Gelin Artık Konuşulmayanları Konuşalım

Konuşmaktan çekinilen konular genelde inkar edilen doğrularla doludur.
İnsanlar toplumda yararlandıkları çeşitli küçük menfaatler uğruna bu doğruları asla dile getirmezler.
Tepki çekmekten ve bu yüzden dışlanmaktan çekinirler.
Dışlanınca o küçük menfaatlerin ellerinden gitmesinden korkarlar.
En iyisi susmaktır, suya sabuna dokunmanın gereği yoktur, kendini sıkıntıya sokmaktansa yalanı savunmak ve  ya susmak çok daha akıllıca dır.

Ucuz menfaatler diyorum çünkü doğruları yok sayarak yalanı savunmak adı konmamış yalakalıktır.
İnsanın adalet, dürüstlük, onurlu bir duruş ve kendine saygı gibi çok daha önemli özelliklere sahip olmamayı kabullenmek demektir.

Tek Tanrı kabul eden inanç sistemlerinde insanın bu dünyaya pişmesi olgunlaşması yaşamı boyunca karşısına çıkacak konu olay ve canlılarla yaşayacağı deneyimlerden dersler alarak ideal yapıya ulaşması ve böylece mümkünse imtihanını doğru şekilde tamamlayarak bu dünyadan ayrılması temel yaradılış sebebi olarak kabul edilir.

Sadece bu inanç sistemlerinde değil Budizm gibi başka bir çok sistemde dahi temel kurallar ya aynı ya da çok benzerdir.

Din dediğimiz bu inanç sistemleri insanlara kitap halinde gönderilmeye başladığında geliş sırasıyla Zebur, Tevrat, İncil ve Kur-an olarak tamamlandı.

Bu kitaplar ile insanlara yapmaları ve yapmamaları gerekenler, çeşitli kurallar, hesaplamalar ve ölçüler, kişinin kendisi ile toplum ile evren ile ve Yaratıcı ile ilişkilerini düzenleyecek şekilde insanlara bildirildi.

İnsanın neden yaratıldığından bu amaç doğrultusunda neyin hedeflendiğine ve bu kurallara uyup uymaması durumunda onu nelerin beklediği gibi bilgilerle de donatıldı.

Temelde biz insanlardan istenen Yaratıcı dediğimiz varlığa saygı itaat ve verilen bilgilerden yararlanarak olgunlaşma aşamasını mümkün olan en doğru şekilde yaşamamızdır.

Peygamberlerin hiç birisi insanlara kendisinin yaratıcıdan daha özel veya ulu olduğunu söylememiştir.
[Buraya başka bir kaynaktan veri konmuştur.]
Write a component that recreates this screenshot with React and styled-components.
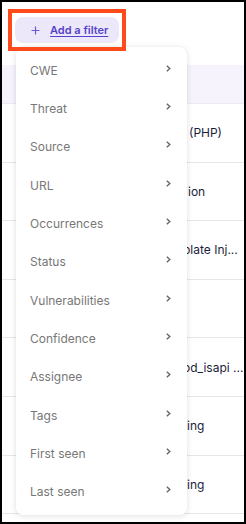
import React from 'react'
import styled, { createGlobalStyle } from 'styled-components'

const GlobalStyle = createGlobalStyle`
  html, body {
    margin: 0;
    padding: 0;
    background: #000;
  }
  body {
    font-family: Inter, "Noto Sans", "Liberation Sans", sans-serif;
  }
`

const Frame = styled.div`
  position: relative;
  margin: 2px;
  width: 242px;
  height: 520px;
  background: #fff;
  overflow: hidden;
`

const Toolbar = styled.div`
  display: flex;
  align-items: flex-start;
  height: 63px;
  padding: 15px 0 0 13px;
  box-sizing: border-box;
`

const FilterButton = styled.button`
  display: flex;
  align-items: center;
  gap: 10px;
  height: 26px;
  width: 104px;
  padding: 0 0 0 16px;
  box-sizing: border-box;
  border: none;
  border-radius: 8px;
  background: #ece8fa;
  color: #5443c9;
  font-family: inherit;
  font-size: 11px;
  font-weight: 600;
  cursor: pointer;

  span {
    text-decoration: underline;
    text-underline-offset: 2px;
  }
`

const Highlight = styled.div`
  position: absolute;
  left: 6px;
  top: 7px;
  width: 118px;
  height: 42px;
  box-sizing: border-box;
  border: 4px solid #ff4a1c;
  pointer-events: none;
`

const Table = styled.div`
  display: flex;
  flex-direction: column;
`

const HeaderRow = styled.div`
  height: 38px;
  background: #f6f3fd;
  border-bottom: 1px solid #ece9f3;
`

const Row = styled.div`
  display: flex;
  align-items: center;
  height: 57.6px;
  border-bottom: 1px solid #e6e6e6;
  padding-left: ${p => p.$x - 2}px;
  font-size: 12px;
  color: #1d1c3b;
  white-space: nowrap;
`

const Menu = styled.ul`
  position: absolute;
  left: 14px;
  top: 45px;
  width: 171px;
  margin: 0;
  padding: 4px 0;
  list-style: none;
  background: #fff;
  border-radius: 7px;
  box-shadow: 0 1px 6px rgba(0, 0, 0, 0.12), 0 0 1px rgba(0, 0, 0, 0.08);
`

const MenuItem = styled.li`
  display: flex;
  align-items: center;
  justify-content: space-between;
  height: 38.33px;
  padding: 0 16px 0 14px;
  font-size: 12px;
  color: #777;
  cursor: pointer;

  svg {
    margin-top: -4px;
  }
`

const Plus = () => (
  <svg width='9' height='9' viewBox='0 0 9 9'>
    <path d='M4.5 0.5v8M0.5 4.5h8' stroke='#6b5bd0' strokeWidth='1.2' fill='none' />
  </svg>
)

const Chevron = () => (
  <svg width='5' height='7' viewBox='0 0 5 7'>
    <path d='M0.8 0.8l3 2.7-3 2.7' stroke='#666' strokeWidth='1.4' fill='none' />
  </svg>
)

const filters = [
  'CWE', 'Threat', 'Source', 'URL', 'Occurrences', 'Status',
  'Vulnerabilities', 'Confidence', 'Assignee', 'Tags', 'First seen', 'Last seen'
]

// only the tail of each name shows past the open menu
const rows = [
  { name: '(PHP)', x: 189 },
  { name: 'ion', x: 188 },
  { name: 'plate Inj...', x: 183 },
  { name: '', x: 183 },
  { name: 'od_isapi ...', x: 183 },
  { name: 'ing', x: 187 },
  { name: 'ing', x: 187 }
]

const App = () => (
  <>
    <GlobalStyle />
    <Frame>
      <Toolbar>
        <FilterButton>
          <Plus />
          <span>Add a filter</span>
        </FilterButton>
      </Toolbar>
      <Table>
        <HeaderRow />
        {rows.map((r, i) => (
          <Row key={i} $x={r.x}>{r.name}</Row>
        ))}
      </Table>
      <Menu>
        {filters.map(f => (
          <MenuItem key={f}>
            {f}
            <Chevron />
          </MenuItem>
        ))}
      </Menu>
      <Highlight />
    </Frame>
  </>
)

export default App
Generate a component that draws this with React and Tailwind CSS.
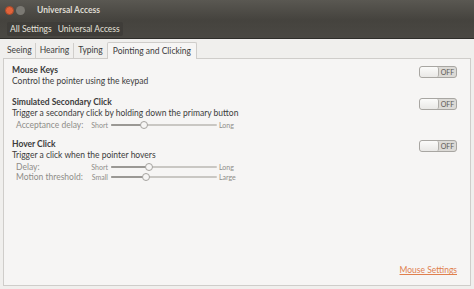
import React from "react";

function Switch() {
  return (
    <div className="flex h-[12px] w-[38px] rounded-[3px] border border-[#a8a6a2] bg-[#dcdad6] overflow-hidden">
      <div className="w-[19px] h-full rounded-[2px] bg-gradient-to-b from-[#fbfbfa] to-[#e9e8e6] border-r border-[#b0aeaa]" />
      <div className="flex-1 flex items-center justify-center text-[7px] text-[#5a5955] leading-none">OFF</div>
    </div>
  );
}

function Slider({ pos }) {
  return (
    <div className="relative w-[106px] h-[8px] flex items-center">
      <div className="w-full h-[2px] bg-[#c9c7c3] rounded" />
      <div className="absolute left-0 h-[2px] bg-[#9a9894] rounded" style={{ width: pos }} />
      <div className="absolute top-0 w-[8px] h-[8px] rounded-full border border-[#a5a39f] bg-[#f6f5f4]" style={{ left: pos - 4 }} />
    </div>
  );
}

function SliderRow({ label, lo, hi, pos }) {
  return (
    <div className="flex items-center pl-[4px] text-[#8f8d89] leading-[10px] whitespace-nowrap">
      <span className="w-[73px]">{label}</span>
      <span className="text-[7px] w-[19px] text-right">{lo}</span>
      <span className="ml-[3px]"><Slider pos={pos} /></span>
      <span className="text-[7px] ml-[2px]">{hi}</span>
    </div>
  );
}

export default function App() {
  const font = { fontFamily: 'Lato, "Open Sans", sans-serif' };
  return (
    <div className="w-[474px] h-[289px] bg-[#f0efed] flex flex-col overflow-hidden" style={font}>
      <div className="h-[20px] bg-gradient-to-b from-[#5a5852] to-[#45433e] flex items-center px-[4px]">
        <div className="w-[9px] h-[9px] rounded-full bg-[#e2633a] border border-[#a94a2a] ml-[1px]" />
        <div className="w-[9px] h-[9px] rounded-full bg-[#7b7973] ml-[2px]" />
        <span className="ml-[12px] text-[8.5px] font-bold text-[#dfdbd2]">Universal Access</span>
      </div>
      <div className="h-[19px] bg-gradient-to-b from-[#45433e] to-[#4a4843] flex items-center px-[7px] border-b border-[#2e2d2a]">
        <div className="flex items-center h-[14px] rounded-[2px] bg-[#3f3d39] px-[3px] gap-[6px] text-[8.5px] text-[#e6e3dc]">
          <span>All Settings</span>
          <span>Universal Access</span>
        </div>
      </div>
      <div className="flex-1 flex flex-col px-[3px] pt-[2px] pb-[3px]">
        <div className="flex items-end h-[17px] text-[8.5px] text-[#3c3c3c] pl-[1px]">
          <div className="px-[3px] h-[15px] flex items-center border-r border-[#d0cecb]">Seeing</div>
          <div className="px-[4px] h-[15px] flex items-center border-r border-[#d0cecb]">Hearing</div>
          <div className="px-[4px] h-[15px] flex items-center">Typing</div>
          <div className="px-[5px] h-[17px] flex items-center border border-b-0 border-[#cfcdca] rounded-t-[2px] bg-[#f6f5f4] relative top-[1px]">Pointing and Clicking</div>
        </div>
        <div className="flex-1 border border-[#cfcdca] bg-[#f6f5f4] flex flex-col px-[8px] pt-[6px] pb-[8px] text-[8.5px] text-[#3c3c3c]">
          <div className="flex justify-between items-start">
            <div className="flex flex-col leading-[11px]">
              <span className="font-bold">Mouse Keys</span>
              <span>Control the pointer using the keypad</span>
            </div>
            <div className="mt-[1px] mr-[5px]"><Switch /></div>
          </div>
          <div className="flex justify-between items-start mt-[10px]">
            <div className="flex flex-col leading-[11px]">
              <span className="font-bold">Simulated Secondary Click</span>
              <span>Trigger a secondary click by holding down the primary button</span>
              <div className="mt-[1px]"><SliderRow label="Acceptance delay:" lo="Short" hi="Long" pos={33} /></div>
            </div>
            <div className="mt-[1px] mr-[5px]"><Switch /></div>
          </div>
          <div className="flex justify-between items-start mt-[9px]">
            <div className="flex flex-col leading-[11px]">
              <span className="font-bold">Hover Click</span>
              <span>Trigger a click when the pointer hovers</span>
              <div className="mt-[1px]"><SliderRow label="Delay:" lo="Short" hi="Long" pos={38} /></div>
              <SliderRow label="Motion threshold:" lo="Small" hi="Large" pos={35} />
            </div>
            <div className="mt-[1px] mr-[5px]"><Switch /></div>
          </div>
          <div className="flex-1" />
          <div className="flex justify-end pr-[5px]">
            <span className="text-[#e0804e] underline">Mouse Settings</span>
          </div>
        </div>
      </div>
    </div>
  );
}
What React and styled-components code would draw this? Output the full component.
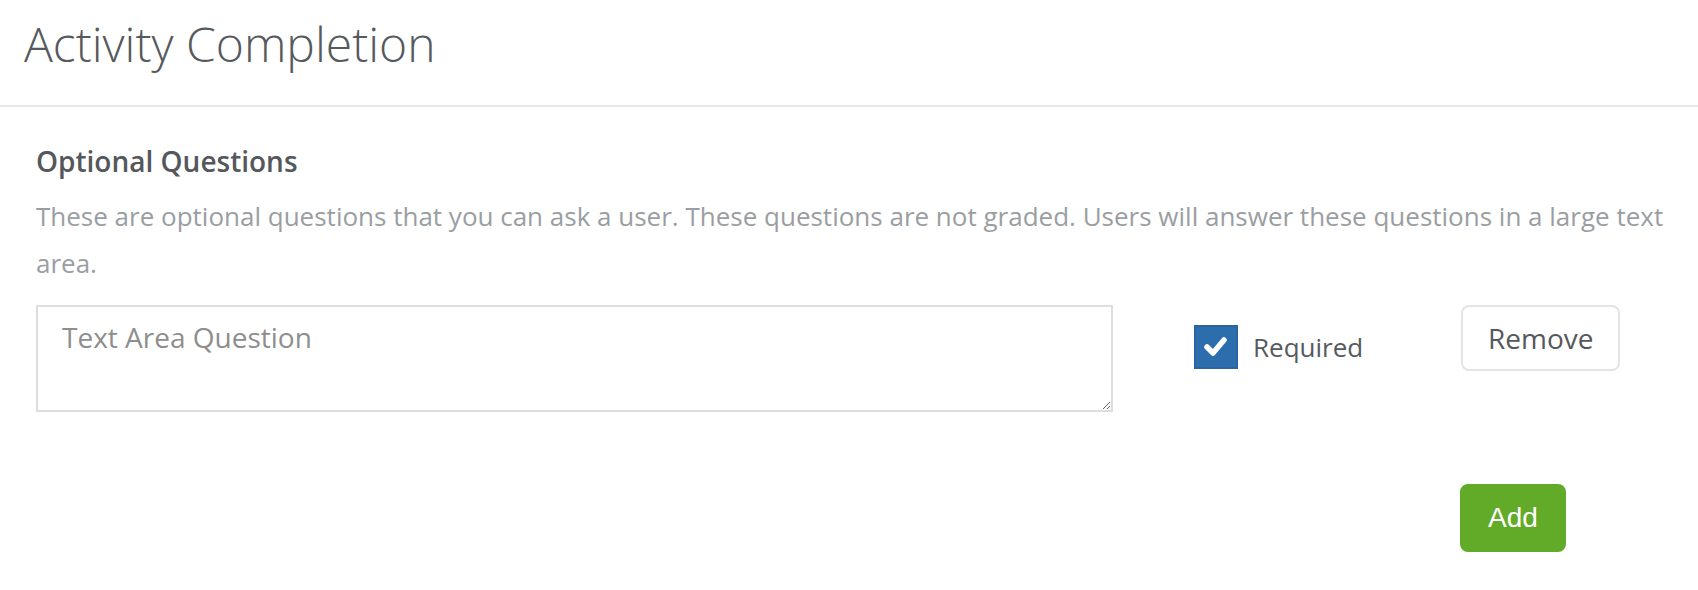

Her birinin hayatında yaşadıkları baştan sona insanlar için örnekler oluşturacak olaylardan oluşmaktadır.

Yaratıcının insanlara verdiği bir görev de tek yaratıcının olduğunu ve dini insanlara yaymalarıdır.

Yaymaları istenen insanlar tek yaratıcı olduğuna inanmayan veya habersiz olanlardır.

Yaratıcı  kendisine her kitap için bir görevli seçmiş ve buna da Peygamber denmiştir.
Bunun dışındaki günümüz din görevlileri aslında dinlerde bulunmayan bir göreli sınıfıdır.
Din görevlisi oluşturmak insanların kendi dinlerini geniş kitlelere yaymak, sahip oldukları kitleleri kontrol ve daimi etki altında tutabilmek için oluşturdukları bir sistemdir.
Bunu çeşitli törenler ve uygulamalar da oluşturarak bunların birer alışkanlık, zaman içerisinde de bir kültür haline getirilmesi şeklinde uygulanmıştır.

Özetleyecek olursak, her insanın görevi zaten bilmeyene tanımayana dini tanıtıp anlatmak ve böylece yaymaktır, bunun için ruhban sınıfı denilen bir kadroya gerek yoktur.

İnsanların ibadetlerini talepleri ve teşekkürlerini Yaratıcıya iletmek için aracıya ihtiyaçları yoktur.

Yaratıcının ise zaten herkesin kalbinde ve aklındakinden haberi vardır.

Fakat insan oğlu her şekilde yönetmek arzusunu kullanarak din dediğimiz bu kutsal konuda dahi kendine kırallık benzeri bir kadrolaşma kurmayı ve kitlelere bunu benimsetmeyi başarmıştır.

Bunu da genellikle başkalarının tehlike oluşturacağı korkusunu yayarak insanların bir merkezi yönetime ihtiyaç duymalarını sağlamakla başarmışlardır.
Tehlikeler korkusu salarak bir çok şeyi ummadığınız insan veya kitlelere yaptırmanız benimsetmeniz mümkündür.